One’s time, one’s life, is not unimportant in the political struggle for
existence. Henry David Thoreau use to say: If a robber approaches me, sticks
his gun in my ribs and demands “Your money or your life,” why should I be so
anxious to give him my money? The oblique Thoreauian point is that time is often
a more precious commodity than money.
The challenge that Sam Adams, justly called during his own
day “The Father of the American Revolution,” put before his countrymen still rages
like fire in the blood of Americans. This stirring Adams quote is featured on
the masthead of Connecticut Commentary:
Red Notes From A blue State:
“If ye love wealth better than liberty, the tranquility of
servitude better than the animating contest of freedom, go home from us in
peace. We ask not your counsels or arms. Crouch down and lick the hands which
feed you. May your chains set lightly upon you, and may posterity forget that
ye were our countrymen.”
Words to live by.
5) Leave utopia to the
utopians. No one, C.S. Lewis observes, has ever invented a new primary
color. We use the primary colors we have to create the picture we need. We
should not want to make the world over. Leave that exhausting and fruitless pursuit
to the crazed utopians. What we should want is a politics of limits that gives
birth to liberty and ingenuity. The United States, at its founding, leaped into
the future from the premise that men and women were bound by limits, by the laws
of God, nature and man.
We have drifted very far in the course of more than two
centuries from that lodestone of liberty. And we must find a way to return,
perhaps through something resembling an American renaissance, to the paths made
for us by others that will lead us to a bright and prosperous future. We are
custodians not creators of liberty. A state, like a person, is not a tabula
rasa, a clean sheet upon which you may write whatever pleases you. Connecticut
has a character, and if you wish to operate here for the benefit of the state
and its people, you must work within its character frame – to FREE men and
women so that, once free, they will be able to contribute to the life of our
state. That is the primary task that lies before everyone in Connecticut.
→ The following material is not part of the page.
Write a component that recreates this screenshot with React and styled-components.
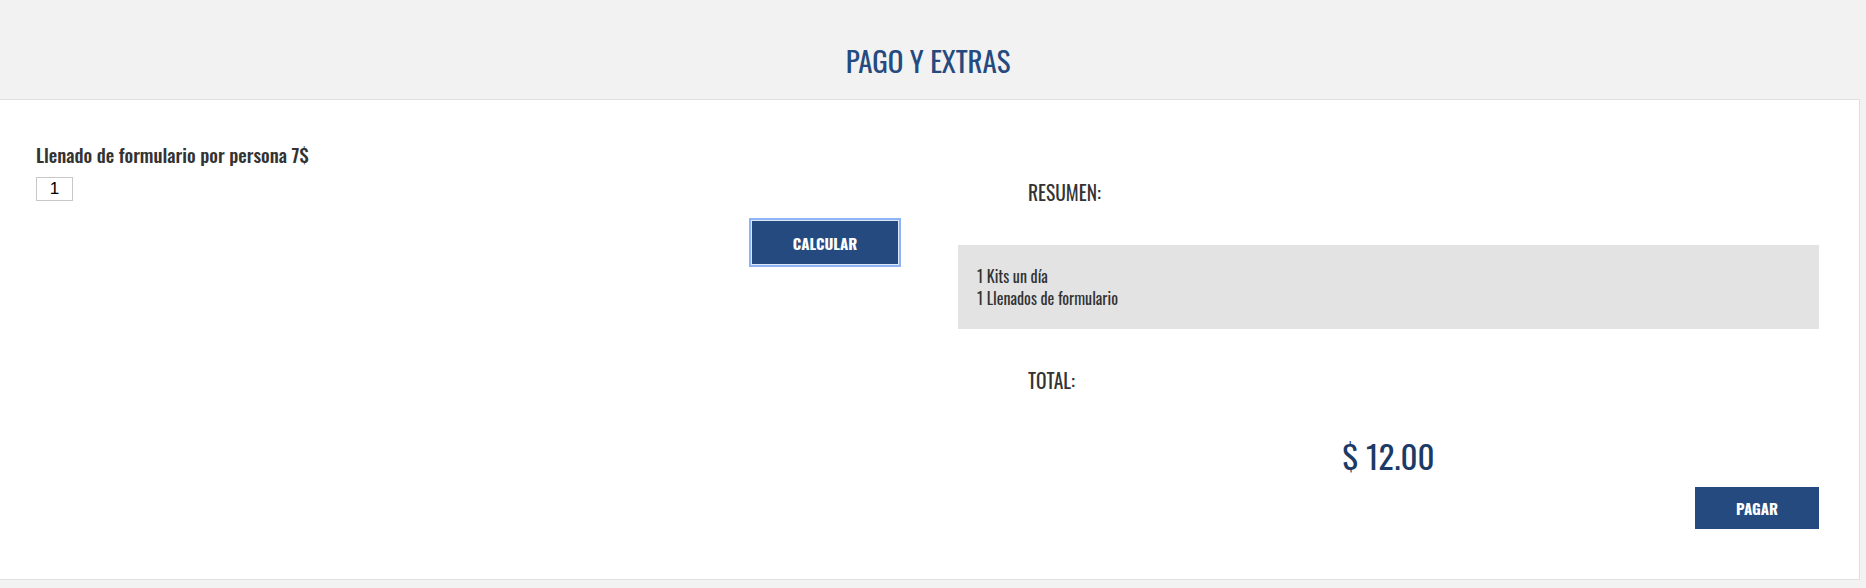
import React, { useState } from "react";
import styled, { createGlobalStyle } from "styled-components";

const GlobalStyle = createGlobalStyle`
  body {
    margin: 0;
    background: #f2f2f2;
    font-family: "Oswald", "Liberation Sans Narrow", "DejaVu Sans Condensed", "Liberation Sans", sans-serif;
    color: #333;
  }
`;

const Header = styled.header`
  height: 99px;
  padding-right: 10px;
  display: flex;
  justify-content: center;
  align-items: flex-start;
`;

const Title = styled.h2`
  margin: 45px 0 0;
  font-size: 29px;
  line-height: 30px;
  font-weight: 400;
  letter-spacing: -0.1px;
  color: #244a80;
`;

const Panel = styled.section`
  margin-right: 6px;
  background: #fff;
  border: 1px solid #e0e0e0;
  border-left: none;
  padding: 42px 40px 50px 36px;
  display: grid;
  grid-template-columns: 863px 1fr;
  column-gap: 59px;
`;

const LeftCol = styled.div`
  display: flex;
  flex-direction: column;
  align-items: flex-start;
`;

const FieldLabel = styled.label`
  font-size: 19px;
  line-height: 24px;
  font-weight: 500;
  color: #333;
`;

const QtyInput = styled.input`
  margin-top: 11px;
  width: 37px;
  height: 24px;
  box-sizing: border-box;
  border: 1px solid #c8c8c8;
  text-align: center;
  font-family: "Liberation Sans", Arial, sans-serif;
  font-size: 17px;
  color: #000;
  padding: 0;
  outline: none;
`;

const ActionButton = styled.button`
  box-sizing: border-box;
  width: ${(p) => p.$w}px;
  height: ${(p) => p.$h}px;
  background: #244a80;
  color: #fff;
  border: 1px solid ${(p) => (p.$focused ? "#dfe8f6" : "#244a80")};
  border-radius: 0;
  font-family: inherit;
  font-size: 15px;
  font-weight: 700;
  text-transform: uppercase;
  cursor: pointer;
  outline: ${(p) => (p.$focused ? "2px solid #8fb4f5" : "none")};
  outline-offset: 0;
`;

const CalcRow = styled.div`
  align-self: stretch;
  display: flex;
  justify-content: flex-end;
  margin-top: 19px;
`;

const RightCol = styled.div`
  display: flex;
  flex-direction: column;
`;

const SectionLabel = styled.h3`
  margin: ${(p) => p.$top}px 0 0;
  padding-left: 70px;
  font-size: 19.5px;
  line-height: 23px;
  font-weight: 400;
  color: #333;
`;

const SummaryBox = styled.div`
  margin-top: 41px;
  background: #e3e3e3;
  padding: 20px 19px;
  font-size: 16px;
  line-height: 22px;
  color: #333;
`;

const Price = styled.div`
  margin-top: 44px;
  text-align: center;
  font-size: 33px;
  line-height: 40px;
  color: #1c3a66;
`;

const PayRow = styled.div`
  display: flex;
  justify-content: flex-end;
  margin-top: 11px;
`;

const App = () => {
  const [forms, setForms] = useState(1);
  const [summary] = useState(["1 Kits un día", "1 Llenados de formulario"]);

  return (
    <>
      <GlobalStyle />
      <Header>
        <Title>PAGO Y EXTRAS</Title>
      </Header>
      <Panel>
        <LeftCol>
          <FieldLabel htmlFor="forms">Llenado de formulario por persona 7$</FieldLabel>
          <QtyInput
            id="forms"
            value={forms}
            onChange={(e) => setForms(e.target.value)}
          />
          <CalcRow>
            <ActionButton $w={148} $h={45} $focused>Calcular</ActionButton>
          </CalcRow>
        </LeftCol>
        <RightCol>
          <SectionLabel $top={39}>RESUMEN:</SectionLabel>
          <SummaryBox>
            {summary.map((line) => (
              <div key={line}>{line}</div>
            ))}
          </SummaryBox>
          <SectionLabel $top={40}>TOTAL:</SectionLabel>
          <Price>$ 12.00</Price>
          <PayRow>
            <ActionButton $w={124} $h={42}>Pagar</ActionButton>
          </PayRow>
        </RightCol>
      </Panel>
    </>
  );
};

export default App;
And
in this invigorating contest of freedom, if you love wealth and the tranquility
of servitude more than liberty, you run the risk that the future will forget that
ye were our countrymen.
Comments
You did however miss one important factor and that's this:
Education
What the Republican Party has failed to do is EDUCATE the public at large on the virtues of conservatism. What the DIFFERENCE is between liberal Democrats and Conservative Republicans. What it means to be a Republican versus a Democrat and what freedom brings versus a controlled and government dominated life that Democrats espouse. I've done it several times with several Democrats and converted them each time.
We don't have a true Young Republican program to speak of educating another generation of young people on what Republican thought is and what it means and how it benefits them. They stay in their bastions of liberal indoctrination ... excuse me, I mean schools, and don't get taught Civics or patriotism or the Constitution or anything at all and then we stand here scratching our heads why they all become Democrats.
WE have a tremendous lack of leadership in the Republican Party from Reince Prebus on down to state chairs and because they're all failing so miserably at their jobs, our combined futures are being lost.